= MATERIAL =
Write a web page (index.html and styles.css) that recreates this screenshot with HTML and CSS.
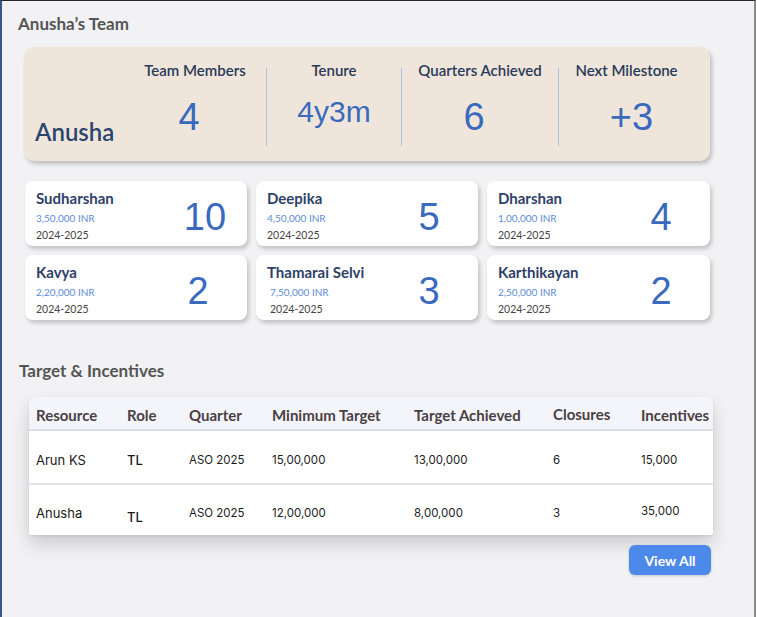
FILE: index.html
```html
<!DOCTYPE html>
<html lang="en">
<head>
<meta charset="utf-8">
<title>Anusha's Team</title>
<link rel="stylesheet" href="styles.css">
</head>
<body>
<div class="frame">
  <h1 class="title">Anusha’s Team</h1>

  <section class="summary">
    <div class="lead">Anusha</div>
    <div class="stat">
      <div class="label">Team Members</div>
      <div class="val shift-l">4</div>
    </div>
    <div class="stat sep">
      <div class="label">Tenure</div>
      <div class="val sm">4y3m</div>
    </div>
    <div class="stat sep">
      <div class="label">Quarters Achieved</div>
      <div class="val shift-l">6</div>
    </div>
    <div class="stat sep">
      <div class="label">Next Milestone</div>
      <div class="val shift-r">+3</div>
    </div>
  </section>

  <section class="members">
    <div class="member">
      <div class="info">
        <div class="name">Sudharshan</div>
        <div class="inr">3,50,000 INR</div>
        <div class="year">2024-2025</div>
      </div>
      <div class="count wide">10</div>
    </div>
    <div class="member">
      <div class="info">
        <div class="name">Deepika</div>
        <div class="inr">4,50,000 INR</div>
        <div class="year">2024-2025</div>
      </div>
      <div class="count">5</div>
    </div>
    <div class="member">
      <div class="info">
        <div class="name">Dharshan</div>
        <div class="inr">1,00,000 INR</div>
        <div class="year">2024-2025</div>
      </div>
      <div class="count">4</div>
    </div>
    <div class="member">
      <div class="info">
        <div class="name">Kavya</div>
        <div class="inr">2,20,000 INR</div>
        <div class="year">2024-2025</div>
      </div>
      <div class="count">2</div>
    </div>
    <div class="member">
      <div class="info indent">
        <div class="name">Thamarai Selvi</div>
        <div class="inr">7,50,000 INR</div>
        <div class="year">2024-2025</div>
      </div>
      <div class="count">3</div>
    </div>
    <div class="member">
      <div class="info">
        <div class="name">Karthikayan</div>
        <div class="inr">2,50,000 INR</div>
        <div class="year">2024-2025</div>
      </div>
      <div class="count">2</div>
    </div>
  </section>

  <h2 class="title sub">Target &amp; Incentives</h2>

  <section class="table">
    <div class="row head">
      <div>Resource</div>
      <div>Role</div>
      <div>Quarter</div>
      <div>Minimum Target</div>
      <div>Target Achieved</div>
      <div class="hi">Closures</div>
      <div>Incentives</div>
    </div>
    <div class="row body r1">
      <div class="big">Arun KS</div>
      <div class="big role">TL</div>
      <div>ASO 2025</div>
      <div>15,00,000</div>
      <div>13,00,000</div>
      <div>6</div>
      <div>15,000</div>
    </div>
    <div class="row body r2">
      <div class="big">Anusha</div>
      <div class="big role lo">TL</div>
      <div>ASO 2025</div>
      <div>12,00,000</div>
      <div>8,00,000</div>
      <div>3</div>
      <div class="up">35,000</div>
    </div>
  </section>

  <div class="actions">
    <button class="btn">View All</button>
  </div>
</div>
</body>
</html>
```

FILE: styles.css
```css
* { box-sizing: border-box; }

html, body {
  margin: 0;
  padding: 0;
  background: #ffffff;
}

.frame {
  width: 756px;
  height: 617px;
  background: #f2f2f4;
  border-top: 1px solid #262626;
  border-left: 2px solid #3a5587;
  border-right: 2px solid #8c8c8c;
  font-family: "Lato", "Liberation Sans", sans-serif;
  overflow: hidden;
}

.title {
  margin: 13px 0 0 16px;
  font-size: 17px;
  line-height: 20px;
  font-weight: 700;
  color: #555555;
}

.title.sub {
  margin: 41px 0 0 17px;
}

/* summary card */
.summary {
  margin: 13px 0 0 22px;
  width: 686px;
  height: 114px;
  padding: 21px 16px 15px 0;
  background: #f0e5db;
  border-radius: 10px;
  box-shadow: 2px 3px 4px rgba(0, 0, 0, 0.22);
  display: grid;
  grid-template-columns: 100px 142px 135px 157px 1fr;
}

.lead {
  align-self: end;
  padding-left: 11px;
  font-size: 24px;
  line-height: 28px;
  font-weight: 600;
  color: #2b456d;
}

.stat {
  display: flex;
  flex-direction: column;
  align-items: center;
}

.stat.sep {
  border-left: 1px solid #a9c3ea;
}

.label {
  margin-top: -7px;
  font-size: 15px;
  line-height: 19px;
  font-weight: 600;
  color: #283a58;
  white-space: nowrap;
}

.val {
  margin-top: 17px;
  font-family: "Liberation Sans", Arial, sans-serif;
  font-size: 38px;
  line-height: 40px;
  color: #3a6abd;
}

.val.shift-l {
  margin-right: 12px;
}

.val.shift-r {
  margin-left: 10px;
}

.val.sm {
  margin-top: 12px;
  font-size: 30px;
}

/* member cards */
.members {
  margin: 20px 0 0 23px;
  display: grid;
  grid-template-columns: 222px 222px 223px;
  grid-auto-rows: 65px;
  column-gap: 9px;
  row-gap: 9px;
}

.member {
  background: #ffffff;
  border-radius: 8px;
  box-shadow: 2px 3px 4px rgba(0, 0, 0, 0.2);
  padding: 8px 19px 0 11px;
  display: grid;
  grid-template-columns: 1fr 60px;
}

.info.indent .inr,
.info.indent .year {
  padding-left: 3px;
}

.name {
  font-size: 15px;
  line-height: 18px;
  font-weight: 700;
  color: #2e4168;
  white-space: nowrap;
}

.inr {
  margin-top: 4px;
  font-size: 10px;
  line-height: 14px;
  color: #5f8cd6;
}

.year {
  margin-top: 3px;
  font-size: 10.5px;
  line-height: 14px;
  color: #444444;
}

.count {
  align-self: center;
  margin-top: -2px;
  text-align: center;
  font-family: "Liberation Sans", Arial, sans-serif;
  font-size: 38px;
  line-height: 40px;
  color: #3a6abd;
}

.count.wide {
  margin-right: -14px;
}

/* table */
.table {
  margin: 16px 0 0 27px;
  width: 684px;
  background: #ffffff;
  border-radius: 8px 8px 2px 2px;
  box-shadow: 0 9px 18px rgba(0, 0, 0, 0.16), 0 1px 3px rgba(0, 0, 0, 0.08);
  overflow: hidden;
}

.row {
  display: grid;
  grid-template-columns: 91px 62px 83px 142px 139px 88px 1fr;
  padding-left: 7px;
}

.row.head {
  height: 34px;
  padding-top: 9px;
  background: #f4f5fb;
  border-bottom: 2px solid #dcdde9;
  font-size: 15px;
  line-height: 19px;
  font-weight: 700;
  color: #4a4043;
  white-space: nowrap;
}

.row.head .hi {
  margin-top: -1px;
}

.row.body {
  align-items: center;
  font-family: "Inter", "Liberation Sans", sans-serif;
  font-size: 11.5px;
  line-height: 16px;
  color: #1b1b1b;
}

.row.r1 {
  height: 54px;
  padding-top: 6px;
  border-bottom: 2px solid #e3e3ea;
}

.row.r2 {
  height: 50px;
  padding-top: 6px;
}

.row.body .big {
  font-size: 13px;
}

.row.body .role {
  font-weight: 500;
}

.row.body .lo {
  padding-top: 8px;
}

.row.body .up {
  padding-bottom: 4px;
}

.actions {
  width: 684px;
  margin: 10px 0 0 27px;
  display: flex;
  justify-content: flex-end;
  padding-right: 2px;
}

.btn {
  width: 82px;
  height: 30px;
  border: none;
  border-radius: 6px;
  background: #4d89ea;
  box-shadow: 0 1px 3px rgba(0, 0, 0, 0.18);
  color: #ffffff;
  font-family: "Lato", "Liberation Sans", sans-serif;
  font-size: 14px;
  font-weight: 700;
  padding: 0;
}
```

= SET EXERCISE =
Write out the data precisely as given, excluding the pictures.

= PROBLEM SOLUTION =
Write a web page (index.html and styles.css) that recreates this screenshot with HTML and CSS.
FILE: index.html
```html
<!DOCTYPE html>
<html lang="en">
<head>
<meta charset="utf-8">
<title>Anusha's Team</title>
<link rel="stylesheet" href="styles.css">
</head>
<body>
<div class="frame">
  <h1 class="title">Anusha’s Team</h1>

  <section class="summary">
    <div class="lead">Anusha</div>
    <div class="stat">
      <div class="label">Team Members</div>
      <div class="val shift-l">4</div>
    </div>
    <div class="stat sep">
      <div class="label">Tenure</div>
      <div class="val sm">4y3m</div>
    </div>
    <div class="stat sep">
      <div class="label">Quarters Achieved</div>
      <div class="val shift-l">6</div>
    </div>
    <div class="stat sep">
      <div class="label">Next Milestone</div>
      <div class="val shift-r">+3</div>
    </div>
  </section>

  <section class="members">
    <div class="member">
      <div class="info">
        <div class="name">Sudharshan</div>
        <div class="inr">3,50,000 INR</div>
        <div class="year">2024-2025</div>
      </div>
      <div class="count wide">10</div>
    </div>
    <div class="member">
      <div class="info">
        <div class="name">Deepika</div>
        <div class="inr">4,50,000 INR</div>
        <div class="year">2024-2025</div>
      </div>
      <div class="count">5</div>
    </div>
    <div class="member">
      <div class="info">
        <div class="name">Dharshan</div>
        <div class="inr">1,00,000 INR</div>
        <div class="year">2024-2025</div>
      </div>
      <div class="count">4</div>
    </div>
    <div class="member">
      <div class="info">
        <div class="name">Kavya</div>
        <div class="inr">2,20,000 INR</div>
        <div class="year">2024-2025</div>
      </div>
      <div class="count">2</div>
    </div>
    <div class="member">
      <div class="info indent">
        <div class="name">Thamarai Selvi</div>
        <div class="inr">7,50,000 INR</div>
        <div class="year">2024-2025</div>
      </div>
      <div class="count">3</div>
    </div>
    <div class="member">
      <div class="info">
        <div class="name">Karthikayan</div>
        <div class="inr">2,50,000 INR</div>
        <div class="year">2024-2025</div>
      </div>
      <div class="count">2</div>
    </div>
  </section>

  <h2 class="title sub">Target &amp; Incentives</h2>

  <section class="table">
    <div class="row head">
      <div>Resource</div>
      <div>Role</div>
      <div>Quarter</div>
      <div>Minimum Target</div>
      <div>Target Achieved</div>
      <div class="hi">Closures</div>
      <div>Incentives</div>
    </div>
    <div class="row body r1">
      <div class="big">Arun KS</div>
      <div class="big role">TL</div>
      <div>ASO 2025</div>
      <div>15,00,000</div>
      <div>13,00,000</div>
      <div>6</div>
      <div>15,000</div>
    </div>
    <div class="row body r2">
      <div class="big">Anusha</div>
      <div class="big role lo">TL</div>
      <div>ASO 2025</div>
      <div>12,00,000</div>
      <div>8,00,000</div>
      <div>3</div>
      <div class="up">35,000</div>
    </div>
  </section>

  <div class="actions">
    <button class="btn">View All</button>
  </div>
</div>
</body>
</html>
```

FILE: styles.css
```css
* { box-sizing: border-box; }

html, body {
  margin: 0;
  padding: 0;
  background: #ffffff;
}

.frame {
  width: 756px;
  height: 617px;
  background: #f2f2f4;
  border-top: 1px solid #262626;
  border-left: 2px solid #3a5587;
  border-right: 2px solid #8c8c8c;
  font-family: "Lato", "Liberation Sans", sans-serif;
  overflow: hidden;
}

.title {
  margin: 13px 0 0 16px;
  font-size: 17px;
  line-height: 20px;
  font-weight: 700;
  color: #555555;
}

.title.sub {
  margin: 41px 0 0 17px;
}

/* summary card */
.summary {
  margin: 13px 0 0 22px;
  width: 686px;
  height: 114px;
  padding: 21px 16px 15px 0;
  background: #f0e5db;
  border-radius: 10px;
  box-shadow: 2px 3px 4px rgba(0, 0, 0, 0.22);
  display: grid;
  grid-template-columns: 100px 142px 135px 157px 1fr;
}

.lead {
  align-self: end;
  padding-left: 11px;
  font-size: 24px;
  line-height: 28px;
  font-weight: 600;
  color: #2b456d;
}

.stat {
  display: flex;
  flex-direction: column;
  align-items: center;
}

.stat.sep {
  border-left: 1px solid #a9c3ea;
}

.label {
  margin-top: -7px;
  font-size: 15px;
  line-height: 19px;
  font-weight: 600;
  color: #283a58;
  white-space: nowrap;
}

.val {
  margin-top: 17px;
  font-family: "Liberation Sans", Arial, sans-serif;
  font-size: 38px;
  line-height: 40px;
  color: #3a6abd;
}

.val.shift-l {
  margin-right: 12px;
}

.val.shift-r {
  margin-left: 10px;
}

.val.sm {
  margin-top: 12px;
  font-size: 30px;
}

/* member cards */
.members {
  margin: 20px 0 0 23px;
  display: grid;
  grid-template-columns: 222px 222px 223px;
  grid-auto-rows: 65px;
  column-gap: 9px;
  row-gap: 9px;
}

.member {
  background: #ffffff;
  border-radius: 8px;
  box-shadow: 2px 3px 4px rgba(0, 0, 0, 0.2);
  padding: 8px 19px 0 11px;
  display: grid;
  grid-template-columns: 1fr 60px;
}

.info.indent .inr,
.info.indent .year {
  padding-left: 3px;
}

.name {
  font-size: 15px;
  line-height: 18px;
  font-weight: 700;
  color: #2e4168;
  white-space: nowrap;
}

.inr {
  margin-top: 4px;
  font-size: 10px;
  line-height: 14px;
  color: #5f8cd6;
}

.year {
  margin-top: 3px;
  font-size: 10.5px;
  line-height: 14px;
  color: #444444;
}

.count {
  align-self: center;
  margin-top: -2px;
  text-align: center;
  font-family: "Liberation Sans", Arial, sans-serif;
  font-size: 38px;
  line-height: 40px;
  color: #3a6abd;
}

.count.wide {
  margin-right: -14px;
}

/* table */
.table {
  margin: 16px 0 0 27px;
  width: 684px;
  background: #ffffff;
  border-radius: 8px 8px 2px 2px;
  box-shadow: 0 9px 18px rgba(0, 0, 0, 0.16), 0 1px 3px rgba(0, 0, 0, 0.08);
  overflow: hidden;
}

.row {
  display: grid;
  grid-template-columns: 91px 62px 83px 142px 139px 88px 1fr;
  padding-left: 7px;
}

.row.head {
  height: 34px;
  padding-top: 9px;
  background: #f4f5fb;
  border-bottom: 2px solid #dcdde9;
  font-size: 15px;
  line-height: 19px;
  font-weight: 700;
  color: #4a4043;
  white-space: nowrap;
}

.row.head .hi {
  margin-top: -1px;
}

.row.body {
  align-items: center;
  font-family: "Inter", "Liberation Sans", sans-serif;
  font-size: 11.5px;
  line-height: 16px;
  color: #1b1b1b;
}

.row.r1 {
  height: 54px;
  padding-top: 6px;
  border-bottom: 2px solid #e3e3ea;
}

.row.r2 {
  height: 50px;
  padding-top: 6px;
}

.row.body .big {
  font-size: 13px;
}

.row.body .role {
  font-weight: 500;
}

.row.body .lo {
  padding-top: 8px;
}

.row.body .up {
  padding-bottom: 4px;
}

.actions {
  width: 684px;
  margin: 10px 0 0 27px;
  display: flex;
  justify-content: flex-end;
  padding-right: 2px;
}

.btn {
  width: 82px;
  height: 30px;
  border: none;
  border-radius: 6px;
  background: #4d89ea;
  box-shadow: 0 1px 3px rgba(0, 0, 0, 0.18);
  color: #ffffff;
  font-family: "Lato", "Liberation Sans", sans-serif;
  font-size: 14px;
  font-weight: 700;
  padding: 0;
}
```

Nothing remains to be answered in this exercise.